Seni budaya masuk ke tanah Jawa dalam berbagai bentuk. Salah satunya seperti kesenian yang ada di Jawa Timur. Sejak jaman kerajaan Majapahit dan era walisongo kesenian merupakan dapat dibilang sebagai cara siar ajaran mereka ke masyarakat.
Seperti kesenian tembang macapat. Bukan rahasia jika di Jawa timur tembang macapat telah lama di kenal masyarakat Jatim. Sebab, kesenian ini sudah dikenal sebelum datangnya Islam ke Jatim. Hingga kemudian para wali saat siar agama Islam pun mulai menggunakan pendekatan dengan melantunkan tembang-tembang macapat.

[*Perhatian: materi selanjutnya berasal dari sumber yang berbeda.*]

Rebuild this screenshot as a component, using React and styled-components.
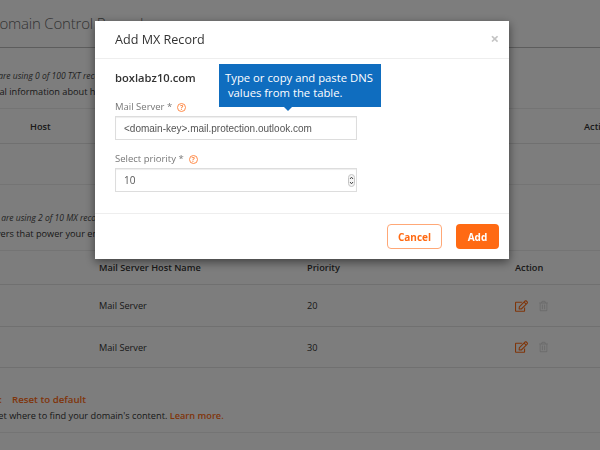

Namun, sayangnya seiring era modernisasi seperti sekarang. Kesenian tembang macapat seakan perlahan sirna. Hanya segelintir saja yang terus melestarikan kesenian ini. Seperti yang dilakukan Parlan, 72 tahun, Seniman Macapat dari Desa Glagah Wetan, Kecamatan Tumpang, Kabupaten Malang. Hingga kini ia masih melestarikan kesenian macapat di tempat tinggalnya.
Parlan dibantu adiknya Jumi’, 58 tahun, coba menurunkan keahlian dari ayahnya sendiri kepada generasi selanjutnya. Bergeliat di kesenian yang dulunya juga digunakan oleh para wali untuk menyiarkan agama islam di tanah Jawa.
Peran Parlan di pertunjukan Macapat sebagai dalang. Dan yang menjadi pembaca cerita adalah Jumi’ adik perempuanya. Butuh keahlian khusus untuk bisa menjadi dalang dan pembaca Macapat. “Dulu, beberapa orang sempat belajar macapat ke saya. Tapi di tengah perjalanan proses belajar, mereka memutuskan untuk berhenti” kata Parlan lirih.
Tidak hanya kepiawaian membaca sair berbahasa Jawa saja. Menurut kepercayaan Parlan untuk menjadi dalang dan pembaca tembang macapat. Harus melakukan tirakat dan melewati pantangan sebagai sarat menjadi Dalang dan pembaca Macapat. Dan juga sebagai bentuk penghormatan kepada Tuhan, alam dan para pendahulu mereka.
Tugas dalang di pertunjukan Macapat sebagai penulis cerita, pengarah lakonan, pengatur pentas, penyusun iringan, pengisah, dan pemain watak. Tidak jauh beda dengan Dalang di pagelaran wayang. Hanya saja dalam pertunjukan macapat, sang dalang tidak menggunakan alat peraga seperti wayang atau yang lainnya.
Seiring perkembangan jaman, pertunjukan macapat di Tumpang atau bahkan di daerah lainnya mengalami pergeseran. Selain untuk mengisi acara-acara budaya seperti bersih desa, ruwatan dan lainnya. Kini, pria yang akrab dipanggil Pak Lan itu, menerima tanggapan sebagai pengisi di acara-acara pesta seperti pernikahan, sunatan dan beberapa lainnya.
Pada umumnya pelaku pertunjukan Macapat di Tumpang terdiri dari seorang Dalang, pembaca cerita (macapat), sinden dan pengiring musik gamelan. Mereka berkolaborasi untuk sepaket pertunjukan kesenian macapat. untuk mengisi acara pesta, Pak Lan dan anggotanya mematok harga dari Rp.2.000.000 hingga Rp.4.000.000 sesuai permintaan.
Sekadar informasi tambahan, mengenai kesenian macapat sendiri menurut pujangga Jawa legendaris Ranggawarsita dalam kitab atau serat Mardawalagu, macapat adalah singkatan dari ucapan maca dan pat, yaitu melagukan nada ke-4 atau maca papat-papat. Membaca empat-empat atau dengan kata lain adalah cara membaca dengan menjalin empat suku kata.
Tembang macapat jawa atau puisi tradisional jawa ini umumnya dibagi menjadi tiga bagian, yaitu tembang gedhe, tembang tengahan dan tembang cilik. Jika tembang gedhe diadopsi dari kakawin atau tembang jawa kuno, tembang macapat jawa dapat dikategorikan sebagai tembang cilik dan tembang tengahan.